(Mis)Recognition of Migrant Youth Employability: Ethnographic Account of Activation Labour Market Policies in Finland

Sunday, 10 July 2016: 09:00
Location: Hörsaal 50 (Main Building)
Oral Presentation
Daria KRIVONOS, University of Helsinki, Finland
Lotta HAIKKOLA, University of Helsinki, Finland
In Finland, as in all European countries, young people with migrant background are disadvantaged in the labour market, and part of this disadvantage remains inexplicable in quantitative analyses. This paper attempts to fill this gap by examining how immigrant employment and integration services are experienced by young migrants in Finland through the concept of (mis)recognition (Fraser 2008).
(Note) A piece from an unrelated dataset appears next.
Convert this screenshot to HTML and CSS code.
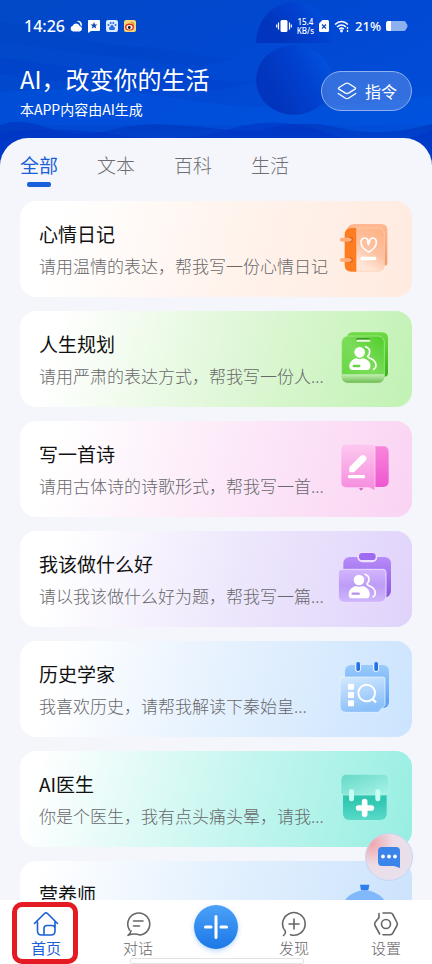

We examine integration services as an extension of activating labour market policies. Activation here refers to various forms of workfare where unemployment benefits are conditional upon participation in trainings and work trials meant to enhance one’s employability, and with immigrants - integration and language courses. The paper is based on multi-sited ethnographic fieldwork in the employment office and career counselling courses for young people. The fieldwork has shown that young migrants’ skills and education gained outside Finland are perpetually devalued, misrecognized and even not acknowledged at all. Instead, to be re-recognized as employable, young people are supposed to invest three to five years to learn Finnish and get a new training or vocational degree in Finland as part of their activation plan. Such long-term investment delays entrance to the labour market and requires deep commitment from already qualified young people. Moreover, outcomes of this investment are uncertain and there is no guarantee that the desired employment will be achieved. Unlike most of the existing research on migrants’ inclusion to the labour market— which focuses solely on individual qualifications — we argue that young migrants face structural misrecognition by institutional agents as capable, qualified and employable. Migrancy works as a key category to classify young people’s qualifications and experience. In this way, we change the focus from young migrants’ supposedly personal failings to the structural processes of recognition of migrant youth’s capabilities. 

 Fraser, N. (2008) Scales of Justice. Reimagining Political Space in a Globalizing World. Polity.